L’impresa, palesemente titanica, renderà di sicuro più facile il lavoro a biografi e critici, ma potrebbe trovare un riscontro inatteso anche nei lettori. In tempi nei quali la discussione pubblica si concentra spesso sul marketing letterario, sul rapporto tra autore e editore o tra autore e editor, sulla opportunità o meno per lo scrittore di coltivare una dimensione pubblica e sui modi con cui è possibile farlo senza sovrapporre il personaggio all’artista e senza compromettere la propria integrità, una prospettiva a 360 gradi sulle lettere di Hemingway – che si spinge ben oltre rispetto a quella offerta dalle Selected Letters pubblicate negli Stati Uniti nel 1981 a cura di Carlos Baker e tradotte in italiano da Mondadori – potrebbe offrire una quantità illimitata di spunti. Un solo esempio, ma significativo: il 7 dicembre 1925 Hemingway inviò a Liveright, l’editore che aveva pubblicato la sua raccolta In Our Time, il manoscritto di Torrenti di primavera, una palese parodia di Riso Nero, romanzo di quel Sherwood Anderson che – oltre a essere stato uno dei suoi primi sostenitori e averlo presentato a Pound e a Gertrude Stein – era anche l’autore di punta della casa editrice. Prima ancora dell’invio, aveva comunicato a Pound di aver scritto il «buffo libricino» in dieci giorni e il 31 dicembre, in una lettera a Fitzgerald, si era detto certo di un rifiuto da parte di Liveright, perché l’editore non avrebbe mai potuto accettare di dare alle stampe un libro «che si fa beffe del suo asso e best seller Anderson». Comunicò quindi la possibilità di cambiare casa in via definitiva, affidando Torrenti di primavera e il successivo Fiesta a uno dei tre editori che si erano detti interessati: Knopf, Harcourt e Scribner’s.
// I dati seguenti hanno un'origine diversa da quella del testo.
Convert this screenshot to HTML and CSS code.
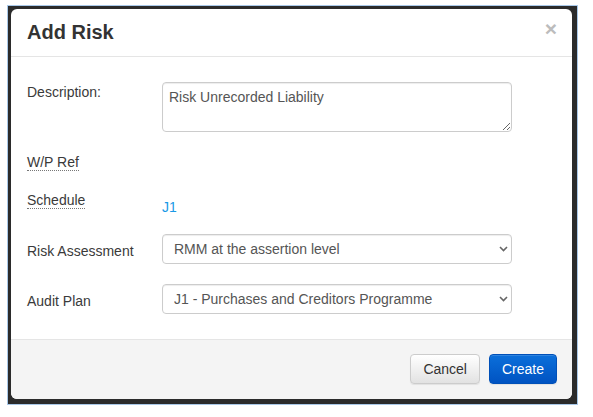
FILE: index.html
```html
<!DOCTYPE html>
<html>
<head>
<meta charset="utf-8">
<link rel="stylesheet" href="styles.css">
</head>
<body>
<div class="screen">
  <div class="modal">
    <div class="modal-header">
      <h4 class="title">Add Risk</h4>
      <button class="close" type="button">&times;</button>
    </div>
    <div class="modal-body">
      <div class="row row-desc">
        <label class="label">Description:</label>
        <textarea class="control textarea">Risk Unrecorded Liability</textarea>
      </div>
      <div class="row row-wp">
        <label class="label"><abbr class="abbr" title="Working paper reference">W/P Ref</abbr></label>
      </div>
      <div class="row row-sched">
        <label class="label"><abbr class="abbr" title="Schedule">Schedule</abbr></label>
        <a class="static-link" href="#">J1</a>
      </div>
      <div class="row row-select">
        <label class="label label-pad">Risk Assessment</label>
        <span class="select-wrap">
          <select class="control select"><option>RMM at the assertion level</option></select>
          <svg class="chev" width="9" height="6" viewBox="0 0 9 6"><path d="M1 1 L4.5 4.5 L8 1" fill="none" stroke="#666" stroke-width="1.6"/></svg>
        </span>
      </div>
      <div class="row row-select last">
        <label class="label label-pad">Audit Plan</label>
        <span class="select-wrap">
          <select class="control select"><option>J1 - Purchases and Creditors Programme</option></select>
          <svg class="chev" width="9" height="6" viewBox="0 0 9 6"><path d="M1 1 L4.5 4.5 L8 1" fill="none" stroke="#666" stroke-width="1.6"/></svg>
        </span>
      </div>
    </div>
    <div class="modal-footer">
      <button class="btn btn-default" type="button">Cancel</button>
      <button class="btn btn-primary" type="button">Create</button>
    </div>
  </div>
</div>
</body>
</html>
```

FILE: styles.css
```css
* { box-sizing: border-box; }
body {
  margin: 0;
  background: #fff;
  font-family: "Liberation Sans", Arial, sans-serif;
}
.screen {
  margin: 5px 0 0 7px;
  width: 571px;
  height: 400px;
  border: 1px solid #a9c8e8;
  background: #2b2b2b;
  padding: 3px 0 0 3px;
}
.modal {
  width: 561px;
  height: 390px;
  background: #fff;
  border-radius: 6px;
  display: flex;
  flex-direction: column;
  overflow: hidden;
}
.modal-header {
  height: 48px;
  padding: 0 15px 0 16px;
  display: flex;
  align-items: center;
  justify-content: space-between;
  border-bottom: 1px solid #e5e5e5;
}
.title {
  margin: 0;
  font-size: 20px;
  line-height: 27px;
  font-weight: bold;
  color: #333;
}
.close {
  border: 0;
  background: none;
  padding: 0;
  margin-top: -8px;
  font-family: "Liberation Sans", Arial, sans-serif;
  font-size: 21px;
  font-weight: bold;
  line-height: 1;
  color: #bcbcbc;
}
.modal-body {
  flex: 1;
  padding: 25px 0 0 16px;
}
.row {
  display: flex;
  align-items: flex-start;
}
.label {
  width: 135px;
  flex: none;
  font-size: 14px;
  line-height: 20px;
  color: #3a3a3a;
}
.label-pad { padding-top: 7px; }
.abbr {
  text-decoration: none;
  border-bottom: 1px dotted #777;
}
.row-desc { margin-bottom: 20px; }
.row-wp { height: 38px; }
.row-sched { height: 44px; }
.row-select { margin-bottom: 20px; }
.row-select.last { margin-bottom: 0; }
.control {
  width: 350px;
  border: 1px solid #ccc;
  border-radius: 4px;
  font-family: "Liberation Sans", Arial, sans-serif;
  font-size: 14px;
  color: #555;
  background-color: #fff;
  box-shadow: inset 0 1px 1px rgba(0,0,0,.075);
}
.textarea {
  height: 50px;
  padding: 4px 6px;
  line-height: 20px;
  resize: vertical;
  display: block;
}
.select-wrap {
  position: relative;
  display: block;
  width: 350px;
}
.select {
  display: block;
  height: 30px;
  padding: 0 24px 0 11px;
  line-height: 20px;
  -webkit-appearance: none;
  appearance: none;
}
.chev {
  position: absolute;
  right: 4px;
  top: 12px;
  pointer-events: none;
}
.static-link {
  padding-top: 7px;
  font-size: 14px;
  line-height: 20px;
  color: #1a9ae6;
  text-decoration: none;
}
.modal-footer {
  height: 60px;
  border-top: 1px solid #e5e5e5;
  background: #f4f4f4;
  padding: 14px 15px 0 0;
  display: flex;
  justify-content: flex-end;
  align-items: flex-start;
  gap: 9px;
}
.btn {
  height: 30px;
  padding: 0 12px;
  border-radius: 4px;
  font-family: "Liberation Sans", Arial, sans-serif;
  font-size: 14px;
  line-height: 28px;
}
.btn-default {
  color: #333;
  border: 1px solid #ccc;
  background: linear-gradient(#ffffff, #e2e2e2);
  box-shadow: inset 0 1px 0 rgba(255,255,255,.15), 0 1px 1px rgba(0,0,0,.075);
}
.btn-primary {
  color: #fff;
  border: 1px solid #0050b8;
  background: linear-gradient(#0b6fda, #0053c2);
  box-shadow: inset 0 1px 0 rgba(255,255,255,.15), 0 1px 1px rgba(0,0,0,.075);
}
```
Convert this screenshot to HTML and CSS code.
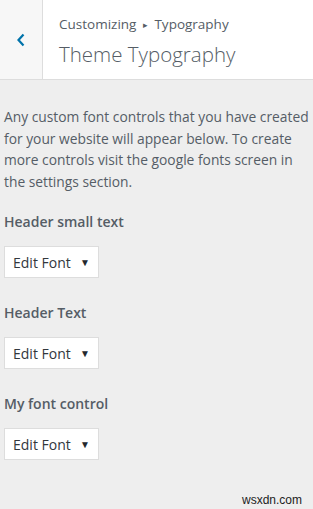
FILE: index.html
```html
<!DOCTYPE html>
<html lang="en">
<head>
    <meta charset="UTF-8">
    <title>Theme Typography</title>
    <link rel="stylesheet" href="styles.css">
</head>
<body>
    <div class="customize-header">
        <button class="back-button" aria-label="Back">
            <svg width="10" height="14" viewBox="0 0 10 14"><path d="M7.5 1.5 L2.5 7 L7.5 12.5" fill="none" stroke="#0073aa" stroke-width="2.2"/></svg>
        </button>
        <div class="header-title">
            <div class="breadcrumb">Customizing <span class="sep">&#9656;</span> Typography</div>
            <h2>Theme Typography</h2>
        </div>
    </div>
    <div class="section-content">
        <p class="description">Any custom font controls that you have created for your website will appear below. To create more controls visit the google fonts screen in the settings section.</p>

        <div class="font-control">
            <h3>Header small text</h3>
            <button class="edit-font">Edit Font <span class="caret">&#9660;</span></button>
        </div>
        <div class="font-control">
            <h3>Header Text</h3>
            <button class="edit-font">Edit Font <span class="caret">&#9660;</span></button>
        </div>
        <div class="font-control">
            <h3>My font control</h3>
            <button class="edit-font">Edit Font <span class="caret">&#9660;</span></button>
        </div>
    </div>
    <div class="watermark">wsxdn.com</div>
</body>
</html>
```

FILE: styles.css
```css
body {
    margin: 0;
    font-family: "Open Sans", "Noto Sans", sans-serif;
    background-color: #eeeeee;
    color: #555d66;
    height: 509px;
    position: relative;
    overflow: hidden;
}
.customize-header {
    display: flex;
    height: 79px;
    background-color: #fff;
    border-bottom: 1px solid #dddddd;
}
.back-button {
    width: 43px;
    padding: 0;
    border: none;
    border-right: 1px solid #dddddd;
    background-color: #f7f7f7;
    display: flex;
    align-items: center;
    justify-content: center;
}
.header-title {
    padding: 14px 0 0 16px;
}
.breadcrumb {
    font-size: 13.5px;
    line-height: 20px;
    color: #555d66;
}
.breadcrumb .sep {
    font-size: 9px;
    vertical-align: 1px;
    margin: 0 3px;
}
.header-title h2 {
    margin: 6px 0 0;
    font-size: 20.5px;
    font-weight: 300;
    line-height: 26px;
    color: #555d66;
}
.section-content {
    padding: 26px 0 0 4px;
}
.description {
    margin: 0;
    font-size: 13.8px;
    line-height: 21.5px;
}
.font-control {
    margin-top: 20px;
}
.font-control + .font-control {
    margin-top: 25px;
}
.font-control h3 {
    margin: 0 0 14px;
    font-size: 14px;
    font-weight: 600;
    line-height: 20px;
}
.edit-font {
    font-family: inherit;
    font-size: 14px;
    color: #32373c;
    background-color: #fff;
    border: 1px solid #dddddd;
    height: 32px;
    width: 95px;
    padding: 0 8px;
    text-align: left;
    display: flex;
    align-items: center;
    justify-content: space-between;
}
.caret {
    font-size: 10px;
    color: #23282d;
}
.watermark {
    position: absolute;
    right: 11px;
    bottom: 2px;
    font-family: "Liberation Sans", sans-serif;
    font-size: 12px;
    color: #222;
}
```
Sarebbe stato quest’ultimo a prevalere, e la successiva, luminosa carriera di Hemingway sarebbe stata affidata alle capaci mani del più grande editor dell’epoca, Maxwell Perkins, mentore dello stesso Fitzgerald.

Nella loro versione integrale, le Lettere – in particolare, il terzo volume – consentono di ricostruire nei minimi dettagli una delle vicende più «chiacchierate» della biografia hemingwayana, esempio di quella spregiudicatezza al limite del cinismo che l’autore avrebbe dimostrato in diverse altre occasioni, non facendosi il minimo scrupolo nel criticare o nel prendere le distanze dalle persone che più avevano contribuito al suo successo. Ripercorrere la storia editoriale e umana di Torrenti di primavera, dalla lettera a Pound fino a quella, piena di imbarazzo con la quale, il 21 maggio 1926, Hemingway cercava di spiegare le proprie ragioni all’«amico tradito» Sherwood Anderson, consente, come molti altri episodi di cui la sterminata corrispondenza raccolta dai curatori dà conto, di ricomporre a distanza non solo un contrastato e affascinante ritratto d’artista, ma anche la cronaca minuta di una stagione letteraria intensa e complessa, segnata dal passaggio da una concezione sacrale dell’arte a una non meno impegnata, ma infinitamente più secolare.